Well, it depends on how we define the word counsel. If we mean specialized sessions devoted to psychological issues that can not be addressed by the gospel, then perhaps we shouldn’t counsel. However, if we mean discipling others with gospel wisdom in the full range of human thinking, feeling, and behaving, then perhaps we should reconsider our default practice of referring.

Overlooking Counseling

Mission-minded people tend to overlook or look down on counseling. We may see it as an obstacle to mission. Too often I’ve heard things like, “God called me to preach not to pastor.” “I’ll save ‘em, somebody else disciple ‘em.” Or “Counseling isn’t my gift.” But this simply doesn’t square with the Bible. Counseling might not be your gift but it is your responsibility.

Even the greatest church planter, the Apostle Paul, had time for counseling. His letters are charged with gospel-centered counsel that springs from an intimate knowledge of people’s everyday lives. Very often, his counsel is to counsel (Rom 15:14; Eph 5:25; Col 3:12-17; 3:12-13; 10:23). Peter, James, and the writer of Hebrews also counseled their churches and counseled them to counsel. If we’re biblically faithful, counseling is something that is required of all God’s people, even church planters!

Professionalizing Church Planting

Church planting has already become an industry. Just Google “church planting”(897,000 hits). A multitude of conferences and businesses have sprung up around church planting. Best practices and best venues dominate planting conversations. Church planters borrow business language and practice in order to “plant” churches. Consider this string of questions:

  • What are you running? What are your numbers like?
  • Are your groups multiplying?
  • When are you going to plant next?
  • How are you reproducing leaders?

We’re quick to talk numbers and slow to talk transformation. If we’re not careful, church planter will become another religious profession in an increasingly professionalized Church. Planters will share more in common with entrepreneurs than they do with apostles, elders, and pastors. Church planters will become disobedient to God and irrelevant to his Church. They will build buildings and launch services, not pastor people and cultivate community.

Pastoring while Planting

Missional people often reach unreached, unbelieving, and very broken people. As a result, pastoral wisdom and gospel-centered counseling quickly become important skills. For church planters, the biblical office we hold is not church planter but elder-pastor. How are you cultivating pastoral wisdom? How are you growing in your capacity to shepherd your flock with wisdom, truth, and grace?

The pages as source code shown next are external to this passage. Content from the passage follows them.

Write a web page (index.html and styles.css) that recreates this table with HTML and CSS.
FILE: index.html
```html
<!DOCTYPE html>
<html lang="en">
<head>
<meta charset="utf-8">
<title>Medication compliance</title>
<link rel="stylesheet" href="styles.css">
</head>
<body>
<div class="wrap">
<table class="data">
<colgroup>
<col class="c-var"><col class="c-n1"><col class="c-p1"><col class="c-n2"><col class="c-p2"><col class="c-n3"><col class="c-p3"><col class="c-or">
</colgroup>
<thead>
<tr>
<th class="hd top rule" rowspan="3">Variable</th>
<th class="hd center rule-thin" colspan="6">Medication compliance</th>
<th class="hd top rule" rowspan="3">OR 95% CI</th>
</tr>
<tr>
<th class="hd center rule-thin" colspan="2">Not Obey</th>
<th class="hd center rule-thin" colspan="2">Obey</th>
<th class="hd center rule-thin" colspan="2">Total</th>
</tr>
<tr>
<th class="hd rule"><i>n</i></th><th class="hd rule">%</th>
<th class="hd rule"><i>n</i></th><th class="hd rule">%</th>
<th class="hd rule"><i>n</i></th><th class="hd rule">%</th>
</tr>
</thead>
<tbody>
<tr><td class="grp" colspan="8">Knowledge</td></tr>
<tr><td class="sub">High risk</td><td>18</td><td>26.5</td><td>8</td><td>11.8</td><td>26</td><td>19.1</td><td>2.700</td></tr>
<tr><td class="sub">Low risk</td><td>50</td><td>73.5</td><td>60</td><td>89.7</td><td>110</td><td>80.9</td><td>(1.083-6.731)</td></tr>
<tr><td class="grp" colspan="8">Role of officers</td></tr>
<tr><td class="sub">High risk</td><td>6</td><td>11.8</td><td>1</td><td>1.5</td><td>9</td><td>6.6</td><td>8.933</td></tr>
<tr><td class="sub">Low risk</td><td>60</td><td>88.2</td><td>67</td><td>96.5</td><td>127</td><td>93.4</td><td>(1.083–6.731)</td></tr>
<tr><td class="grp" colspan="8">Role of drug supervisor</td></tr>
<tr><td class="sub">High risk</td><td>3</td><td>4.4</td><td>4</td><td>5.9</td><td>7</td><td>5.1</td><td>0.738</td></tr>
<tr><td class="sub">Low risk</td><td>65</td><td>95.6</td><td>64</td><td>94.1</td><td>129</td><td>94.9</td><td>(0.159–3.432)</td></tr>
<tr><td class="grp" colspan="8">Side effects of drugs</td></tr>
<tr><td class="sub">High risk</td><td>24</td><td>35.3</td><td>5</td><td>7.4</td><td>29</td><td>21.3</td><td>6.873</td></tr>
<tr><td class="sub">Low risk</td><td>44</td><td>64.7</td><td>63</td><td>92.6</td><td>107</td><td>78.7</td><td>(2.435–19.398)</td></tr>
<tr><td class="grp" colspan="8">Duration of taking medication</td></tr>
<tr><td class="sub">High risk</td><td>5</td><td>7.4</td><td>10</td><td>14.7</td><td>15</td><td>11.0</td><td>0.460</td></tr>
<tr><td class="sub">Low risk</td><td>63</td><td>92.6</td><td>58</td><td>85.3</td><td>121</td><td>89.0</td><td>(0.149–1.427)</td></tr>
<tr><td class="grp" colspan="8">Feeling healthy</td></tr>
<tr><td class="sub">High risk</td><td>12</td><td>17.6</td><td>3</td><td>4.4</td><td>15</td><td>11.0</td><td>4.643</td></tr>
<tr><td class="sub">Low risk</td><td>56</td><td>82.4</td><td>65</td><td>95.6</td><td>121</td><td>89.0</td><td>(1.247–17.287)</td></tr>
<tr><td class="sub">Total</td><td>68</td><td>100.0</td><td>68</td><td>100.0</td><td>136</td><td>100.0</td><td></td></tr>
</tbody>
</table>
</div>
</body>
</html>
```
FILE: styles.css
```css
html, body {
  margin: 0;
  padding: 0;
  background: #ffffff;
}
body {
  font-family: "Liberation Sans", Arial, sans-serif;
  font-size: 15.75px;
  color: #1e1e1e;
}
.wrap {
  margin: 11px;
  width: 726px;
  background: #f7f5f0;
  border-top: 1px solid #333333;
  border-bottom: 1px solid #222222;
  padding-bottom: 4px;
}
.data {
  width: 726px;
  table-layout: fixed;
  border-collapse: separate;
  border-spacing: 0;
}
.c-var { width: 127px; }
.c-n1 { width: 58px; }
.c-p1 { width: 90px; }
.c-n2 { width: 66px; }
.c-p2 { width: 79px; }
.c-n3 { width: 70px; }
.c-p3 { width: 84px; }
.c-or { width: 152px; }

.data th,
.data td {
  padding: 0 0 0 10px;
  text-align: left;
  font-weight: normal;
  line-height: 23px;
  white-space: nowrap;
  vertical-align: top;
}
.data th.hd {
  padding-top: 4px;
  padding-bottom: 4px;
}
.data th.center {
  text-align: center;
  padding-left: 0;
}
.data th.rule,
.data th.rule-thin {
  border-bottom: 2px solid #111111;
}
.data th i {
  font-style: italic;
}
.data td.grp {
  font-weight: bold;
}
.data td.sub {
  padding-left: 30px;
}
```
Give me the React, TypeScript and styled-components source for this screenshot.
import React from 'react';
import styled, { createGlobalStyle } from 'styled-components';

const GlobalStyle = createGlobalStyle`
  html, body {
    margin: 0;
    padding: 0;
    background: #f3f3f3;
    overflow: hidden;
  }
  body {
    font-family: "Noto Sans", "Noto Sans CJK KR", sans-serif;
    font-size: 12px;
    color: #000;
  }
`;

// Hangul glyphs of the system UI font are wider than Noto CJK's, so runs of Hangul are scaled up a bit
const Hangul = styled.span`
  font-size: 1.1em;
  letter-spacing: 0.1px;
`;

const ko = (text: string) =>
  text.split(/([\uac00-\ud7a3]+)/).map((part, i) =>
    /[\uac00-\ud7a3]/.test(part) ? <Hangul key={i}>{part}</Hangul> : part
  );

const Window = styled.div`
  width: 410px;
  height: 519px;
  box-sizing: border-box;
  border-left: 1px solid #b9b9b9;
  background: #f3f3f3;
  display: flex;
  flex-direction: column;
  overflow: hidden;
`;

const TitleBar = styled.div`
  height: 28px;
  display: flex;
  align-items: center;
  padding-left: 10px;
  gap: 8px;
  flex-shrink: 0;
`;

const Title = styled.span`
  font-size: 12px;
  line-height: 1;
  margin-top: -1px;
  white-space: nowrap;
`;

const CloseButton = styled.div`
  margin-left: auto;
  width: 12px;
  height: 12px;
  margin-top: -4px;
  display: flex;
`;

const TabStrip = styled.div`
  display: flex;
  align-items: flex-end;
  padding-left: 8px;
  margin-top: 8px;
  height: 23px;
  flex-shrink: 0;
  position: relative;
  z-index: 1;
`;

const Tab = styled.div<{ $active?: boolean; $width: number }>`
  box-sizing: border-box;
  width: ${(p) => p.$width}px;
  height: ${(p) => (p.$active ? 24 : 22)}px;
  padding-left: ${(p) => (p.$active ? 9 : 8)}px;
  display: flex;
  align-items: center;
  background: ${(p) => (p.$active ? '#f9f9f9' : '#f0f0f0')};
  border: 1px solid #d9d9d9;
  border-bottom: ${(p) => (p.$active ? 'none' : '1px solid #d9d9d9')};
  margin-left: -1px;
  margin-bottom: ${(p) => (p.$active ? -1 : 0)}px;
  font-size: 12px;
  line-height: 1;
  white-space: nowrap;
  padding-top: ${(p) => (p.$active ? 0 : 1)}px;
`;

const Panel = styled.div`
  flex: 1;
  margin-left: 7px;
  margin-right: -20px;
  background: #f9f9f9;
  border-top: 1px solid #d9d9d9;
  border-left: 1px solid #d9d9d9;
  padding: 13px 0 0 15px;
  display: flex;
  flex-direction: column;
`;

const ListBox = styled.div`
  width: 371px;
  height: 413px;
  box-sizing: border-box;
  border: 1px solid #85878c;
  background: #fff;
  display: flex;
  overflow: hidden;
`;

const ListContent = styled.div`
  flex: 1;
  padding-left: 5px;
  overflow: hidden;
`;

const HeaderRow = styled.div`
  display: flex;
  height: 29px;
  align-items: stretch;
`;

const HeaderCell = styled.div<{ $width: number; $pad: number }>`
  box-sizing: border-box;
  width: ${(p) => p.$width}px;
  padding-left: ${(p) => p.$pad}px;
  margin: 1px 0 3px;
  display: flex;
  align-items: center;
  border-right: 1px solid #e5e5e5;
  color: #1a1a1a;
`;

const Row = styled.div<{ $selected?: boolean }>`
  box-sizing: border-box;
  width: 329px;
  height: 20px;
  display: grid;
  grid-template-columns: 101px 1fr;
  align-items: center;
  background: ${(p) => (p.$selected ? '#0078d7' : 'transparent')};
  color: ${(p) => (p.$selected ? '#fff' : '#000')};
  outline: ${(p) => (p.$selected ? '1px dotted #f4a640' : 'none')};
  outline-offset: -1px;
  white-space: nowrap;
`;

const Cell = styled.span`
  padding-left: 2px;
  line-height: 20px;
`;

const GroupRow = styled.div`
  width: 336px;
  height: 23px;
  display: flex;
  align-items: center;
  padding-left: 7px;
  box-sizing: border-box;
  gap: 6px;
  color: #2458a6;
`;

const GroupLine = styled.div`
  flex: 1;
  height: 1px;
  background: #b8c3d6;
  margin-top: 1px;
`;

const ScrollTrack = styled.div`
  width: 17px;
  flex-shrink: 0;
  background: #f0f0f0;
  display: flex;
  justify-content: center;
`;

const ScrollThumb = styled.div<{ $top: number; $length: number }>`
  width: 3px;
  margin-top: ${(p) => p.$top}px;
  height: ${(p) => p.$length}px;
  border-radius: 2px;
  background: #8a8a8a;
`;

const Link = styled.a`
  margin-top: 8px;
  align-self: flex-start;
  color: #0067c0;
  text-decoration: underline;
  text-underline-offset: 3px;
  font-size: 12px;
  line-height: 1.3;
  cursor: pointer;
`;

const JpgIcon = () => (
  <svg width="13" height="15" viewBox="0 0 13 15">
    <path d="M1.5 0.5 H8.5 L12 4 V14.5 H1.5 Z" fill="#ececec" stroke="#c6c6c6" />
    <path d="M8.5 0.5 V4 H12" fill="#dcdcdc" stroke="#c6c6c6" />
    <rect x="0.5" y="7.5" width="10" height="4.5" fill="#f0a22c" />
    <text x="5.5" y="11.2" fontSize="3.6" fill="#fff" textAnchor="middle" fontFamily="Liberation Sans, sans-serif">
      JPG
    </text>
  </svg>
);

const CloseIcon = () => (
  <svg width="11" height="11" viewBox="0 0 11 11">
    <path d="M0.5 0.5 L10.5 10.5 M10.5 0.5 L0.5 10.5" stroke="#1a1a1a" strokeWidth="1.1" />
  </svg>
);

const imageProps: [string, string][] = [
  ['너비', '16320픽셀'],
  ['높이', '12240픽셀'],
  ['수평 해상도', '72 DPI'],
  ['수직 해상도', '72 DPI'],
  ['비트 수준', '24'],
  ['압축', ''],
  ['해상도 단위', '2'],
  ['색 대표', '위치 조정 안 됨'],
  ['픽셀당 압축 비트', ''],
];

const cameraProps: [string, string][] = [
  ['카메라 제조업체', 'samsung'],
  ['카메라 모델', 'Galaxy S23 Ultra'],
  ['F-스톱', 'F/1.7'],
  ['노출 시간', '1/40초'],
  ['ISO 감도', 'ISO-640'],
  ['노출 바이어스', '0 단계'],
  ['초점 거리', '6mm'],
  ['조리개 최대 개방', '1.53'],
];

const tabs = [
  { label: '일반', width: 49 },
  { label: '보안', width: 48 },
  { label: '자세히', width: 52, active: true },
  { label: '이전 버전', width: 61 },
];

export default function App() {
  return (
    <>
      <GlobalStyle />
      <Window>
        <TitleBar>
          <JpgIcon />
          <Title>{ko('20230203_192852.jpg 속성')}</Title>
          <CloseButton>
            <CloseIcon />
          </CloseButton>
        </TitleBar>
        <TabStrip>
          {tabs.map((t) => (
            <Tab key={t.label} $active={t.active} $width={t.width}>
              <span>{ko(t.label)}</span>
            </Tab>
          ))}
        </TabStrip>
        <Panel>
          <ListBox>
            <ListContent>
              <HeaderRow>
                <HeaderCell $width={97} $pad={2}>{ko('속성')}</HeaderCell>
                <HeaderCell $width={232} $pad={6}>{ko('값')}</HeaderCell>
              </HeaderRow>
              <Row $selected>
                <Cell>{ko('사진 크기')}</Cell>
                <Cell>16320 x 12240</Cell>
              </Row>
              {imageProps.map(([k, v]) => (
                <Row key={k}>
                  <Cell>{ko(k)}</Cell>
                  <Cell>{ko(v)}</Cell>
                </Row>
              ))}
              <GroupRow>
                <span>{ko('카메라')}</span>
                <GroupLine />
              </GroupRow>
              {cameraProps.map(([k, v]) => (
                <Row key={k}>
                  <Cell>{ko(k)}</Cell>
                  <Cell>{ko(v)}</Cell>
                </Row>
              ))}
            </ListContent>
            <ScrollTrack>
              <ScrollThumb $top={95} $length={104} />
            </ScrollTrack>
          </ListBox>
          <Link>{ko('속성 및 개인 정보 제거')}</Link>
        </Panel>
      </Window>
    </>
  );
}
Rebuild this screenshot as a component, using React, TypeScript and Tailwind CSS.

In order to plant healthy missional churches, we must grow in gospel breadth and depth. It’s imperative we train others to think the gospel down into issues of the heart and back into the struggles of their past. This will enrich our sermons with pastoral application that grows from spending time with struggling sheep. The best application is mined not from homiletical brainstorming but from pastoral counseling.

Counseling on mission is critical. If we do not counsel while we are on mission, we will fail in planting missional churches, while succeeding in starting organizations and events. Gospel-centered counseling should be the overflow of gospel-centered church planting.